Definitely the break has helped me be able to watch this rubbish as there was absolutely nothing remarkably new about what's going on. Usual random unexplainable emotional dialogues between people and behaviour you can't fathom for love or money. It's always dark or cloudy, or raining on this show, so the backdrop is always the same dull stuff. However, there were a few "WOAH" moments when aliens jumped out of shadows.

It's the last season. That's got to be good, right?

What I Didn't Like

The CGI is appalling on this show. The depth and perspective is so wrong on too many occasions.

One of the minor recurring characters suffered a rather quick death and send-off. She should've been wearing a red shirt.

It's just the same old thing on this show rehashed every episode. You could watch any episode and see exactly the same thing; people creeping around, dark surroundings, ridiculous behaviour and dialogue and bad CGI.

Huh?

Despite plenty of previous experience, and knowing that this is highly likely a "vision", Tom proceeds to have some conversation with someone who isn't there.

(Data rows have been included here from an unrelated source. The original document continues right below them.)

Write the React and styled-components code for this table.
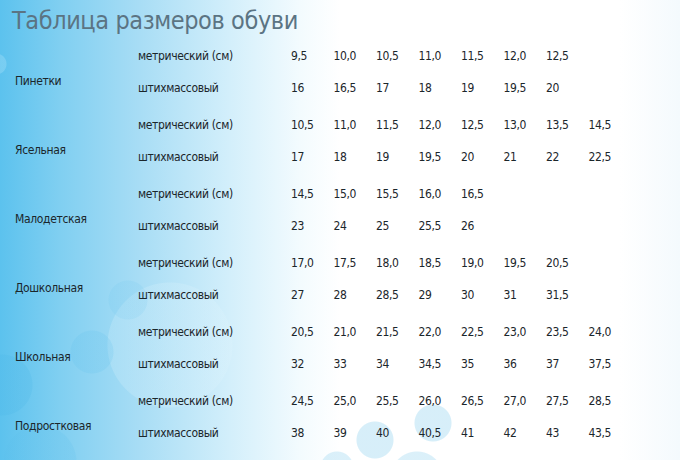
import React from "react";
import styled, { createGlobalStyle } from "styled-components";

const GlobalStyle = createGlobalStyle`
  html, body {
    margin: 0;
    padding: 0;
    width: 680px;
    height: 460px;
    overflow: hidden;
  }
  body {
    font-family: "DejaVu Sans Condensed", "DejaVu Sans", "Liberation Sans", sans-serif;
    font-stretch: condensed;
  }
`;

const sizes = [
  {
    name: "Пинетки",
    metric: ["9,5", "10,0", "10,5", "11,0", "11,5", "12,0", "12,5"],
    stich: ["16", "16,5", "17", "18", "19", "19,5", "20"],
  },
  {
    name: "Ясельная",
    metric: ["10,5", "11,0", "11,5", "12,0", "12,5", "13,0", "13,5", "14,5"],
    stich: ["17", "18", "19", "19,5", "20", "21", "22", "22,5"],
  },
  {
    name: "Малодетская",
    metric: ["14,5", "15,0", "15,5", "16,0", "16,5"],
    stich: ["23", "24", "25", "25,5", "26"],
  },
  {
    name: "Дошкольная",
    metric: ["17,0", "17,5", "18,0", "18,5", "19,0", "19,5", "20,5"],
    stich: ["27", "28", "28,5", "29", "30", "31", "31,5"],
  },
  {
    name: "Школьная",
    metric: ["20,5", "21,0", "21,5", "22,0", "22,5", "23,0", "23,5", "24,0"],
    stich: ["32", "33", "34", "34,5", "35", "36", "37", "37,5"],
  },
  {
    name: "Подростковая",
    metric: ["24,5", "25,0", "25,5", "26,0", "26,5", "27,0", "27,5", "28,5"],
    stich: ["38", "39", "40", "40,5", "41", "42", "43", "43,5"],
  },
];

const bubble = (x, y, r, c) =>
  `radial-gradient(circle at ${x}px ${y}px, ${c} ${r}px, transparent ${r + 1}px)`;

const Page = styled.div`
  width: 680px;
  height: 460px;
  box-sizing: border-box;
  overflow: hidden;
  background:
    ${bubble(375, 440, 18, "rgba(175, 222, 243, 0.5)")},
    ${bubble(433, 423, 18, "rgba(175, 222, 243, 0.5)")},
    ${bubble(337, 468, 16, "rgba(175, 222, 243, 0.45)")},
    ${bubble(417, 478, 26, "rgba(175, 222, 243, 0.45)")},
    ${bubble(92, 352, 21, "rgba(90, 190, 235, 0.18)")},
    ${bubble(128, 300, 19, "rgba(90, 190, 235, 0.12)")},
    ${bubble(170, 345, 62, "rgba(225, 245, 253, 0.22)")},
    ${bubble(2, 385, 30, "rgba(70, 180, 230, 0.2)")},
    ${bubble(40, 462, 36, "rgba(90, 190, 235, 0.18)")},
    ${bubble(-4, 64, 10, "rgba(170, 225, 248, 0.35)")},
    linear-gradient(
      to right,
      #5cc2ee 0px,
      #80cff1 60px,
      #a8ddf5 140px,
      #d3effb 230px,
      #f3fbfe 300px,
      #ffffff 340px,
      #ffffff 620px,
      #f4fafd 680px
    );
  padding: 0 0 0 15px;
`;

const Title = styled.h1`
  margin: 0 0 0 -3px;
  height: 40px;
  line-height: 42px;
  font-size: 25px;
  font-weight: normal;
  color: #5b7483;
  letter-spacing: -0.4px;
`;

const Group = styled.div`
  display: grid;
  grid-template-columns: 123px 153px repeat(8, 42.5px);
  grid-template-rows: 32px 32px;
  margin-bottom: 5px;
  font-size: 12px;
  letter-spacing: -0.35px;
  color: #1b262b;
`;

const Category = styled.div`
  grid-row: 1 / span 2;
  grid-column: 1;
  padding-top: 33px;
  line-height: 16px;
`;

const Cell = styled.div`
  grid-row: ${(p) => p.$row};
  display: flex;
  align-items: center;
  white-space: nowrap;
`;

const App = () => (
  <>
    <GlobalStyle />
    <Page>
      <Title>Таблица размеров обуви</Title>
      {sizes.map((g) => (
        <Group key={g.name}>
          <Category>{g.name}</Category>
          <Cell $row={1}>метрический (см)</Cell>
          {g.metric.map((v, i) => (
            <Cell key={"m" + i} $row={1}>
              {v}
            </Cell>
          ))}
          <Cell $row={2}>штихмассовый</Cell>
          {g.stich.map((v, i) => (
            <Cell key={"s" + i} $row={2}>
              {v}
            </Cell>
          ))}
        </Group>
      ))}
    </Page>
  </>
);

export default App;
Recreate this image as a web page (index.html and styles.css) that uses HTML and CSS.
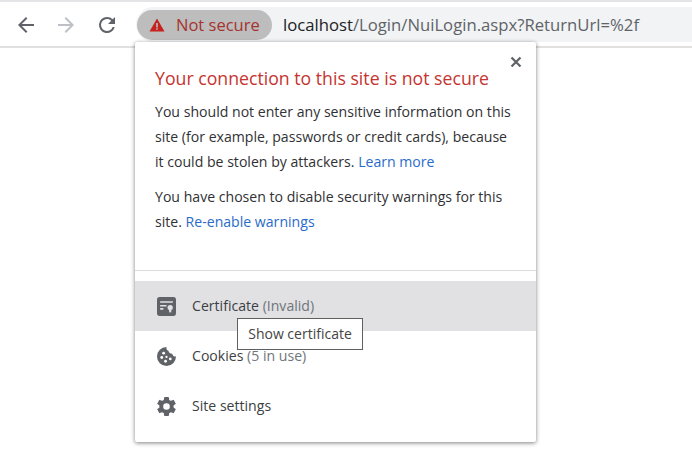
FILE: index.html
```html
<!DOCTYPE html>
<html>
<head>
    <title>Not secure</title>
    <link rel="stylesheet" href="styles.css">
</head>
<body>
    <div class="toolbar">
        <div class="nav-buttons">
            <svg class="nav-icon" viewBox="0 0 24 24"><path d="M20 11H7.8l5.6-5.6L12 4l-8 8 8 8 1.4-1.4L7.8 13H20z" fill="#5f6368"/></svg>
            <svg class="nav-icon" viewBox="0 0 24 24"><path d="M4 11h12.2l-5.6-5.6L12 4l8 8-8 8-1.400-1.400 5.600-5.600H4z" fill="#bdc1c6"/></svg>
            <svg class="nav-icon reload" viewBox="0 0 24 24"><path d="M17.650 6.350A7.960 7.960 0 0 0 12 4a8 8 0 1 0 7.730 10h-2.080A6 6 0 1 1 12 6c1.660 0 3.140.690 4.220 1.780L13 11h7V4z" fill="#5f6368"/></svg>
        </div>
        <div class="address-bar">
            <div class="security-pill">
                <svg class="warn-icon" viewBox="0 0 16 16"><path d="M8 1.500L15.500 14.500H.5z" fill="#c5221f"/><path d="M7.200 6h1.600v4.400H7.200zM7.200 11.200h1.600v1.600H7.200z" fill="#bdbdbd"/></svg>
                <span>Not secure</span>
            </div>
            <div class="url"><span class="host">localhost</span>/Login/NuiLogin.aspx?ReturnUrl=%2f</div>
        </div>
    </div>

    <div class="popup">
        <div class="popup-head">
            <h1>Your connection to this site is not secure</h1>
            <svg class="close" viewBox="0 0 12 12"><path d="M1.500 1.500l9 9M10.500 1.500l-9 9" stroke="#5f6368" stroke-width="2.200" fill="none"/></svg>
            <p>You should not enter any sensitive information on this site (for example, passwords or credit cards), because it could be stolen by attackers. <a href="#">Learn more</a></p>
            <p>You have chosen to disable security warnings for this site. <a href="#">Re-enable warnings</a></p>
        </div>
        <div class="menu">
            <div class="menu-row active">
                <svg class="row-icon" viewBox="0 0 18 18"><path d="M2.500 0h13A2.500 2.500 0 0 1 18 2.500v13a2.500 2.500 0 0 1-2.500 2.500h-13A2.500 2.500 0 0 1 0 15.500v-13A2.500 2.500 0 0 1 2.500 0z" fill="#5f6368"/><path d="M3 4h12v1.500H3zM3 7.500h6V9H3zM3 10.500h3V12H3z" fill="#e1e1e3"/><circle cx="12.500" cy="10" r="2.500" fill="#e1e1e3"/><path d="M11.500 12h2v3l-1-.8-1 .8z" fill="#e1e1e3"/></svg>
                <span class="row-label">Certificate <span class="muted">(Invalid)</span></span>
            </div>
            <div class="menu-row">
                <svg class="row-icon" viewBox="0 0 20 20"><path d="M10 0a10 10 0 1 0 10 10 4 4 0 0 1-4-3 4 4 0 0 1-4-3 3.500 3.500 0 0 1-2-4z" fill="#5f6368"/><g fill="#fff"><circle cx="7" cy="6.500" r="1.500"/><circle cx="5" cy="11" r="1.500"/><circle cx="10" cy="10.500" r="1.200"/><circle cx="14" cy="12.500" r="1.400"/><circle cx="9" cy="15" r="1.500"/></g></svg>
                <span class="row-label">Cookies <span class="muted">(5 in use)</span></span>
            </div>
            <div class="menu-row">
                <svg class="row-icon" viewBox="2 2 20 20"><path d="M19.430 12.980c.04-.32.07-.64.07-.98s-.03-.66-.07-.98l2.110-1.650a.5.5 0 0 0 .12-.64l-2-3.460a.5.5 0 0 0-.61-.22l-2.490 1a7.300 7.300 0 0 0-1.690-.98l-.38-2.650A.49.49 0 0 0 14 2h-4a.49.49 0 0 0-.49.420l-.38 2.650c-.61.250-1.170.59-1.690.98l-2.490-1a.49.49 0 0 0-.61.220l-2 3.460a.49.49 0 0 0 .12.640l2.110 1.650c-.04.320-.07.650-.07.980s.03.660.07.980l-2.110 1.650a.5.5 0 0 0-.12.640l2 3.460c.12.220.39.300.61.220l2.490-1c.52.400 1.080.730 1.690.980l.38 2.650c.03.240.24.420.49.420h4c.25 0 .46-.18.490-.42l.38-2.650c.61-.25 1.170-.59 1.690-.98l2.490 1c.23.090.49 0 .61-.22l2-3.460a.5.5 0 0 0-.12-.64zM12 15.500a3.500 3.500 0 1 1 0-7 3.500 3.500 0 0 1 0 7z" fill="#5f6368"/></svg>
                <span class="row-label">Site settings</span>
            </div>
        </div>
        <div class="tooltip">Show certificate</div>
    </div>
</body>
</html>
```

FILE: styles.css
```css
* {
    margin: 0;
    padding: 0;
    box-sizing: border-box;
}

body {
    font-family: "Open Sans", "Noto Sans", sans-serif;
    background-color: white;
    color: #3c4043;
    overflow: hidden;
}

.toolbar {
    display: flex;
    align-items: center;
    height: 48px;
    padding: 7px 0 6px 14px;
    border-top: 2px solid #e4e4e6;
    border-bottom: 2px solid #e0e0e0;
}

.nav-buttons {
    display: flex;
    gap: 16px;
    width: 122px;
}

.nav-icon {
    width: 24px;
    height: 24px;
}

.reload {
    margin-left: 1px;
}

.address-bar {
    flex: 1;
    display: flex;
    align-items: center;
    height: 35px;
    background-color: #f1f3f4;
    border-radius: 18px 0 0 18px;
}

.security-pill {
    display: flex;
    align-items: center;
    gap: 11px;
    width: 135px;
    height: 30px;
    margin-left: 1px;
    padding-left: 12px;
    background-color: #bdbdbd;
    border-radius: 15px;
    color: #a5332f;
    font-size: 16.500px;
}

.warn-icon {
    width: 16px;
    height: 16px;
}

.url {
    margin-left: 11px;
    font-size: 16.700px;
    color: #5f6368;
    white-space: nowrap;
}

.host {
    color: #202124;
}

.popup {
    position: absolute;
    left: 135px;
    top: 42px;
    width: 401px;
    height: 400px;
    background-color: white;
    border-radius: 2px;
    box-shadow: 0 1px 4px rgba(0, 0, 0, 0.5);
}

.popup-head {
    position: relative;
    height: 229px;
    padding: 23px 20px 0 20px;
    border-bottom: 1px solid #dadce0;
}

.popup-head h1 {
    font-size: 17.700px;
    font-weight: normal;
    line-height: 26px;
    color: #c5342f;
    margin-bottom: 8px;
    white-space: nowrap;
}

.popup-head p {
    font-size: 14.100px;
    line-height: 25px;
    margin-bottom: 10px;
    color: #303134;
}

.popup-head a {
    color: #2a6bc9;
    text-decoration: none;
}

.close {
    position: absolute;
    right: 14px;
    top: 14px;
    width: 12px;
    height: 12px;
}

.menu {
    margin-top: 10px;
}

.menu-row {
    display: flex;
    align-items: center;
    gap: 16px;
    height: 50px;
    padding-left: 22px;
    font-size: 14.100px;
}

.menu-row.active {
    background-color: #e1e1e3;
}

.row-icon {
    width: 19px;
    height: 19px;
}

.row-label {
    margin-bottom: 2px;
}

.muted {
    color: #70757a;
}

.tooltip {
    position: absolute;
    left: 102px;
    top: 276px;
    width: 126px;
    height: 32px;
    border: 1px solid #5f5f5f;
    background-color: white;
    font-size: 14px;
    line-height: 30px;
    text-align: center;
    color: #444;
}
```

Planet of the Apes this isn't

John Pope; the only person to question the ludicrous implausibility of Tom once again coming out of disaster without a scratch. Mind you, why is John the only person on guard duty?

Tom goes all warrior on us this episode, and shows off an alien head to get everyone on his side.

We've all played a game like this back in the 80s, right?

Now going through their umptrenth ridicolous relationship "are they, aren't they" moment.

If only Tom had been this forward in previous seasons by just shooting without worrying about consequences, we might have wrapped this show up years ago.

Didn't I see something like this before in "Revolution" TV show?

And Finally

Time is a healer, and it helped me get through what is essentially the same old material rehashed time and time again. It's watchable if you've got some food and drink to get you through it, but there's little if any genuine quality in this episode.